Pick out each line with the word "this" from the material that follows.

_Data rows_

------------------------------------------------------------------------

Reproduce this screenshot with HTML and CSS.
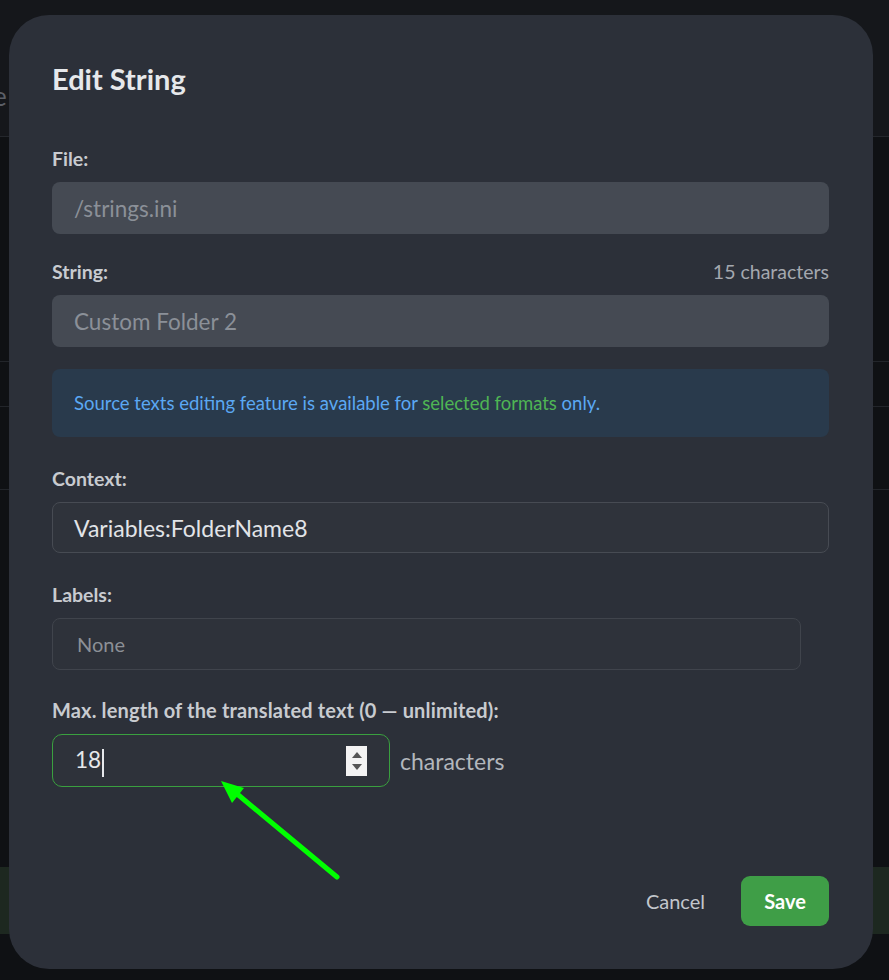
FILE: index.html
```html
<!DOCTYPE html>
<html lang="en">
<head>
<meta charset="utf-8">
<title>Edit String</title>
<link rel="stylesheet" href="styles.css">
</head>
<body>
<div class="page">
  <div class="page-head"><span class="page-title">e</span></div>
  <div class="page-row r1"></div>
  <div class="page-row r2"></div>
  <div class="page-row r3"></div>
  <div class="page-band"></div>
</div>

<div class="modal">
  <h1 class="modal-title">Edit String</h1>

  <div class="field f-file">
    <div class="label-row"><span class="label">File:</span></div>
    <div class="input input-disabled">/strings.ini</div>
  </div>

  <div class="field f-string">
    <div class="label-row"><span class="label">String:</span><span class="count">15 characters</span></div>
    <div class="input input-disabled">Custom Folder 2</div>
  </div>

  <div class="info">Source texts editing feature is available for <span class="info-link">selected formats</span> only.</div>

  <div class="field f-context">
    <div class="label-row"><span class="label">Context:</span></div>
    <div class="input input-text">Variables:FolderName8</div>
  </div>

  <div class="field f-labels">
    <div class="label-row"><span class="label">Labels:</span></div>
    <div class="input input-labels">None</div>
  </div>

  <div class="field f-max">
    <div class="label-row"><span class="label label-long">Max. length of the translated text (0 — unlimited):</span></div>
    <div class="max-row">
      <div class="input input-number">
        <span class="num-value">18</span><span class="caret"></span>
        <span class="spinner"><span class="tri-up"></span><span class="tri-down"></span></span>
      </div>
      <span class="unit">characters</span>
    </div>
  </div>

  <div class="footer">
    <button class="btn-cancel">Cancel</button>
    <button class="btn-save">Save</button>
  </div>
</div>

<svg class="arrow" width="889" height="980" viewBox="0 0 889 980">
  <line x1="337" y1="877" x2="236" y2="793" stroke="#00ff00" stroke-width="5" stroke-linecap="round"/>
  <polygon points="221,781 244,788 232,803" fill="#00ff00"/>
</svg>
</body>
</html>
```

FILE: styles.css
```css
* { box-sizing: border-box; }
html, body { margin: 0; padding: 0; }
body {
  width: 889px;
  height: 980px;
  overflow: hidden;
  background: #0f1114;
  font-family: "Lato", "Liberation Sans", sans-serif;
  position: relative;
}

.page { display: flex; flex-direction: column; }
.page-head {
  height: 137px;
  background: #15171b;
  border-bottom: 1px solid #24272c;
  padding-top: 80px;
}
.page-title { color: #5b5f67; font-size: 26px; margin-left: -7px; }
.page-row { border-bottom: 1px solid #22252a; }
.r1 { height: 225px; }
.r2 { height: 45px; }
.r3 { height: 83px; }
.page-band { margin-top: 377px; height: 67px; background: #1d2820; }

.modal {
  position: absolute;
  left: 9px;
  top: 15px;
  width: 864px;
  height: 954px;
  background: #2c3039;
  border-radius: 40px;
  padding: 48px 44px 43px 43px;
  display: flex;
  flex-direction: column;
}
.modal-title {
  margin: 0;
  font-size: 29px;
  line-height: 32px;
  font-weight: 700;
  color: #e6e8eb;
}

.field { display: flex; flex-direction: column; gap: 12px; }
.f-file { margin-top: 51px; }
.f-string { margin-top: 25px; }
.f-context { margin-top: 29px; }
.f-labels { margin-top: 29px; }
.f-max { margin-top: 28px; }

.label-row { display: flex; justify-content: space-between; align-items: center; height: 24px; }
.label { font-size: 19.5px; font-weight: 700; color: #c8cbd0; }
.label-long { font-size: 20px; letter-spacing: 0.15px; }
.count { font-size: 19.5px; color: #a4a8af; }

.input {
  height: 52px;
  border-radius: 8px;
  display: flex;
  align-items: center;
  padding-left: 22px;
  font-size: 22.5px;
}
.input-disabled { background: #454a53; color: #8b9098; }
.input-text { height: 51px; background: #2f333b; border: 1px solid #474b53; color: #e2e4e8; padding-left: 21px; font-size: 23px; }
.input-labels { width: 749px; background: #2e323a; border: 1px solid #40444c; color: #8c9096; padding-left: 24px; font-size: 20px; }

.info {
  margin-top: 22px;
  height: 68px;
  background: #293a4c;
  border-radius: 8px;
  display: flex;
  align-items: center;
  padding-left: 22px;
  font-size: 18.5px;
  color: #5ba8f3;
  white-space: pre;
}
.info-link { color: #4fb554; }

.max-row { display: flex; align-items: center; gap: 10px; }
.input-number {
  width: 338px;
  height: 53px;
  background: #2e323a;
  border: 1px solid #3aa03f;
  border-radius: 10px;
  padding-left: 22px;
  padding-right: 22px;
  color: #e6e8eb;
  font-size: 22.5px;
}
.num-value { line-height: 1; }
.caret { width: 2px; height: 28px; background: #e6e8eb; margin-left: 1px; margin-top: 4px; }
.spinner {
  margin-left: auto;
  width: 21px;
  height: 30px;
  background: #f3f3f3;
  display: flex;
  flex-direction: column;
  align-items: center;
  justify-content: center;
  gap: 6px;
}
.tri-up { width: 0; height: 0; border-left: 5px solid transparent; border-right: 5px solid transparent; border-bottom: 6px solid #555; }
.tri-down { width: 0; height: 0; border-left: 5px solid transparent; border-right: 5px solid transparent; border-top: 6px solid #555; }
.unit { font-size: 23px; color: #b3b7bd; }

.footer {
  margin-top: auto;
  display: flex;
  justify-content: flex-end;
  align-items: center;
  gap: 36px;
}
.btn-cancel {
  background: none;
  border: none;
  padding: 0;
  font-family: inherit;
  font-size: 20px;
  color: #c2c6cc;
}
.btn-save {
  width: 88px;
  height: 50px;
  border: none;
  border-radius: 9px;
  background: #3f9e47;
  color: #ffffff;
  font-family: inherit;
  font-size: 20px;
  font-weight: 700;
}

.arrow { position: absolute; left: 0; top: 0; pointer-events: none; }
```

------------------------------------------------------------------------

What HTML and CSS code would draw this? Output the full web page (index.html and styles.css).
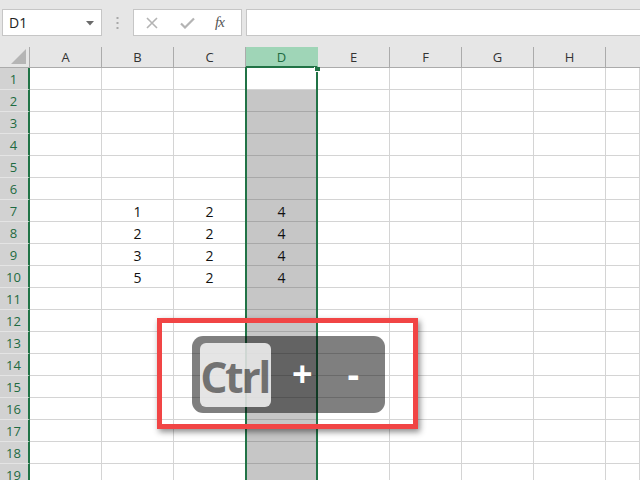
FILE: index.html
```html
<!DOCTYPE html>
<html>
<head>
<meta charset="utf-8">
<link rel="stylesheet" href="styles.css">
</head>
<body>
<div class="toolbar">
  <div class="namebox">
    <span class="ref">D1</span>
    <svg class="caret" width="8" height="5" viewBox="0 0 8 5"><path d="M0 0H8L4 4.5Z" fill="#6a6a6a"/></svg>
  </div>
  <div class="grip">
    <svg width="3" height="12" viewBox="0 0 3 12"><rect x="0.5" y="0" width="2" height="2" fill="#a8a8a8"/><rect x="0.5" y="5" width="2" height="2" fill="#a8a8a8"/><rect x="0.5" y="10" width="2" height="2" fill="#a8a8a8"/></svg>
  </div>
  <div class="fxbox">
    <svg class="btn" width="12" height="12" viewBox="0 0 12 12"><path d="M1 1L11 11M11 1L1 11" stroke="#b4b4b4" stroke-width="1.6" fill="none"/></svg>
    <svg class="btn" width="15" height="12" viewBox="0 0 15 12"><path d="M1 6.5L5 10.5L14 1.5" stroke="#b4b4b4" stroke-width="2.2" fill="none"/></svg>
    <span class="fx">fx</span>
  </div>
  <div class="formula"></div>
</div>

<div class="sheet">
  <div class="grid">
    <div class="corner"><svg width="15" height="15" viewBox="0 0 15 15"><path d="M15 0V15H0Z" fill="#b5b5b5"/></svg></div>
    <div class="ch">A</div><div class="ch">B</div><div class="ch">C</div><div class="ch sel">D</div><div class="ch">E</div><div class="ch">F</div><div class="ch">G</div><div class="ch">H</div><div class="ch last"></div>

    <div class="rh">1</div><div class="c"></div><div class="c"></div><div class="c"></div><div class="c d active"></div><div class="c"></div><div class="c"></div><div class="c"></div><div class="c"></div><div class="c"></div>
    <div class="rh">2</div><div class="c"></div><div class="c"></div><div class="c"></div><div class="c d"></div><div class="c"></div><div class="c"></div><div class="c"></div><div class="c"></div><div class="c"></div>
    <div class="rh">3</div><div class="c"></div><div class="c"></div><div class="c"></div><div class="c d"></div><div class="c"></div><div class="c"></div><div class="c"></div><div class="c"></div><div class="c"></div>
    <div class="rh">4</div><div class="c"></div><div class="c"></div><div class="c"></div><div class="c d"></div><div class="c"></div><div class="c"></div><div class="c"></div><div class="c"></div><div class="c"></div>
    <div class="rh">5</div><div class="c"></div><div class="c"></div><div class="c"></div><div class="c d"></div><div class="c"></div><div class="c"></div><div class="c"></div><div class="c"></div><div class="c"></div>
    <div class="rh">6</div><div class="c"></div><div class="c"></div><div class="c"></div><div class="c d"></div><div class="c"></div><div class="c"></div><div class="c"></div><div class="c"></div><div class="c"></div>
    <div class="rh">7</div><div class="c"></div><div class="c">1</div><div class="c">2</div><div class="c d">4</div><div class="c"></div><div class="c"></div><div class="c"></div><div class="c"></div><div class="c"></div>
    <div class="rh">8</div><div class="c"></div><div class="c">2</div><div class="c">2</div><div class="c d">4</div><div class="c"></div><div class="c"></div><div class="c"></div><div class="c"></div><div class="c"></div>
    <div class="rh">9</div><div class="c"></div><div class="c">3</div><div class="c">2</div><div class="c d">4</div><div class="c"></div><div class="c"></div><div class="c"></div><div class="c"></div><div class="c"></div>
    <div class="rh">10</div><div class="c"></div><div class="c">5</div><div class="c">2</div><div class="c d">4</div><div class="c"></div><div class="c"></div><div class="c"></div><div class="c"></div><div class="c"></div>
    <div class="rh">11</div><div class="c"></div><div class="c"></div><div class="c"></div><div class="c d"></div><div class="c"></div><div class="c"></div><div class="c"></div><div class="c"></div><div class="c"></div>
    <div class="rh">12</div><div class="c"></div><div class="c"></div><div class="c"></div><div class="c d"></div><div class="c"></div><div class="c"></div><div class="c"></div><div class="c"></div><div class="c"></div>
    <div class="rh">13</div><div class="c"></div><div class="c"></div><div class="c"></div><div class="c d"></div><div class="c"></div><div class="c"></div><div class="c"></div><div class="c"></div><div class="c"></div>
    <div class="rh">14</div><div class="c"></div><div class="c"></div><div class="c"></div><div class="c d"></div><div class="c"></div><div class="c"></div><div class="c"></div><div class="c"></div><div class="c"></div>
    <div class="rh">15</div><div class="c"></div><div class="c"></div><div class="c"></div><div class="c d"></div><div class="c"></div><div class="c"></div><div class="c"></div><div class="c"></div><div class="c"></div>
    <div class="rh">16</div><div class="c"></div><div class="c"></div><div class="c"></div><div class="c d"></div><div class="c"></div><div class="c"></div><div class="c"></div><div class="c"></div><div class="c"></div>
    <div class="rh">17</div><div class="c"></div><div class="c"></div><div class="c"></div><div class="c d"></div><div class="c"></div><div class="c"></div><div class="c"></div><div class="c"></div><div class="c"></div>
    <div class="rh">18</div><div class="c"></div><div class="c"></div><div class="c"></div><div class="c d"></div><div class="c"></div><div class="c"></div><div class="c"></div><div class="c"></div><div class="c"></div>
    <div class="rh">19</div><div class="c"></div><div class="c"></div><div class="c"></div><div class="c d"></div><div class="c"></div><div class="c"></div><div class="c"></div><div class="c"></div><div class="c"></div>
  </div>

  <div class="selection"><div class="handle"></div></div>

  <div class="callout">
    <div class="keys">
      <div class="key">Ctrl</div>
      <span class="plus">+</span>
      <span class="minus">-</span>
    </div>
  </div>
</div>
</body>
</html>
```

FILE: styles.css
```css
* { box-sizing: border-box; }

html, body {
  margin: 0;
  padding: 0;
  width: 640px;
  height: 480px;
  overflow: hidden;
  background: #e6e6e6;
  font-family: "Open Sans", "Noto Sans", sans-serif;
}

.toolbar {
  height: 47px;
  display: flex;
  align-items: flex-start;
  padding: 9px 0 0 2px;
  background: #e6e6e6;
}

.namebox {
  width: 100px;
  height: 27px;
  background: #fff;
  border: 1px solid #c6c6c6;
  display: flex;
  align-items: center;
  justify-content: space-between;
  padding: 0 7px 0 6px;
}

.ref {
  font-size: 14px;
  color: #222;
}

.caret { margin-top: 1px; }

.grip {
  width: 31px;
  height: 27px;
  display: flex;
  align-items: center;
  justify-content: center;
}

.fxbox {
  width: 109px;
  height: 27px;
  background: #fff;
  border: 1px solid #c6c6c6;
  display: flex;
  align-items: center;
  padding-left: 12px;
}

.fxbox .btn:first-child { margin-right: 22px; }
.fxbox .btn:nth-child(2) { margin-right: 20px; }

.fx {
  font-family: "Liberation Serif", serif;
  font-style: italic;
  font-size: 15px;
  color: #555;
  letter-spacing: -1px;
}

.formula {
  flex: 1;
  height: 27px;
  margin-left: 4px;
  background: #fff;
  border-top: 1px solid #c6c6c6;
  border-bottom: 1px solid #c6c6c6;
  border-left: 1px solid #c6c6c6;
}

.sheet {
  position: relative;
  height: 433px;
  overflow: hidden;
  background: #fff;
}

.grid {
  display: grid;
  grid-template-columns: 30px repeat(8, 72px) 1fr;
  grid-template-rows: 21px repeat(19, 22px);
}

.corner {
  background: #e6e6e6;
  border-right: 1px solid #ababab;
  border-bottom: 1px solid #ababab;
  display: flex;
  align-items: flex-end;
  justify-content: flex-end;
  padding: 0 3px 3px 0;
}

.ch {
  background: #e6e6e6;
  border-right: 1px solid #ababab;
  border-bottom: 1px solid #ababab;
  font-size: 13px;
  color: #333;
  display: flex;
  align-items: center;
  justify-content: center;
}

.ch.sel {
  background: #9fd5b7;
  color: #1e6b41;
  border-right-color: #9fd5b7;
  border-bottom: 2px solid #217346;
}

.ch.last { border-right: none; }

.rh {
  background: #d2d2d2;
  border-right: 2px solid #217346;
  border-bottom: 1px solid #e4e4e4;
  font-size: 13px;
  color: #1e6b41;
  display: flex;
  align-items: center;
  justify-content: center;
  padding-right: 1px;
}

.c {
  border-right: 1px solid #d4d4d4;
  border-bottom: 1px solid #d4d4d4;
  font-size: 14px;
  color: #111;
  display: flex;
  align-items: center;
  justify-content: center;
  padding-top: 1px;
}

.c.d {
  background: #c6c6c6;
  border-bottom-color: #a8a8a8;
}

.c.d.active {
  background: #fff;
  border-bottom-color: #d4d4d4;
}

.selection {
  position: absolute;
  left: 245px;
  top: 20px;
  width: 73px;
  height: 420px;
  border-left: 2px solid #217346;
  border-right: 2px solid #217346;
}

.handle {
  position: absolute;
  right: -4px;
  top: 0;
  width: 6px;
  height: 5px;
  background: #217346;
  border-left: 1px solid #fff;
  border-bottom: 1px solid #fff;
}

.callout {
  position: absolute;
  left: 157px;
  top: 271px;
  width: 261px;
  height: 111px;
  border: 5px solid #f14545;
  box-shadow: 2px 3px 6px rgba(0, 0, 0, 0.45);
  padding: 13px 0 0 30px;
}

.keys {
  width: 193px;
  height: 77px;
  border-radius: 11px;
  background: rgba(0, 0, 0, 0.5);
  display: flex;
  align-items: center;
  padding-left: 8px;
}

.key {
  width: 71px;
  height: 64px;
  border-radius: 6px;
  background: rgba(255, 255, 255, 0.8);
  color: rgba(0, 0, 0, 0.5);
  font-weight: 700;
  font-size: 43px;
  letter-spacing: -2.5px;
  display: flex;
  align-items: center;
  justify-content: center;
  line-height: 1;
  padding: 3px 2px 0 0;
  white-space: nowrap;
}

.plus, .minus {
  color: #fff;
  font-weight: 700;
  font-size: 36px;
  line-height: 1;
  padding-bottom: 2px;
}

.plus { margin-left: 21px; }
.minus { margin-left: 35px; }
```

------------------------------------------------------------------------

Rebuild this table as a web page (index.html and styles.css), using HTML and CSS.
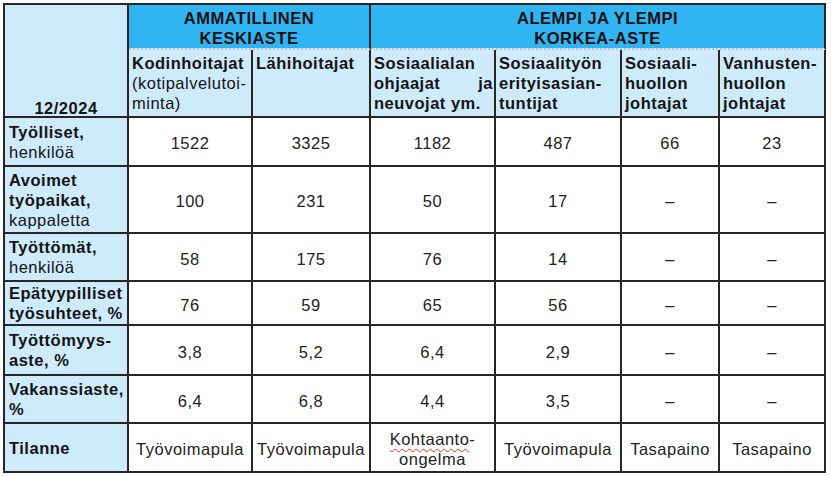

------------------------------------------------------------------------

_The answer_
Reproduce this screenshot with HTML and CSS.
What HTML and CSS code would draw this? Output the full web page (index.html and styles.css).
Rebuild this table as a web page (index.html and styles.css), using HTML and CSS.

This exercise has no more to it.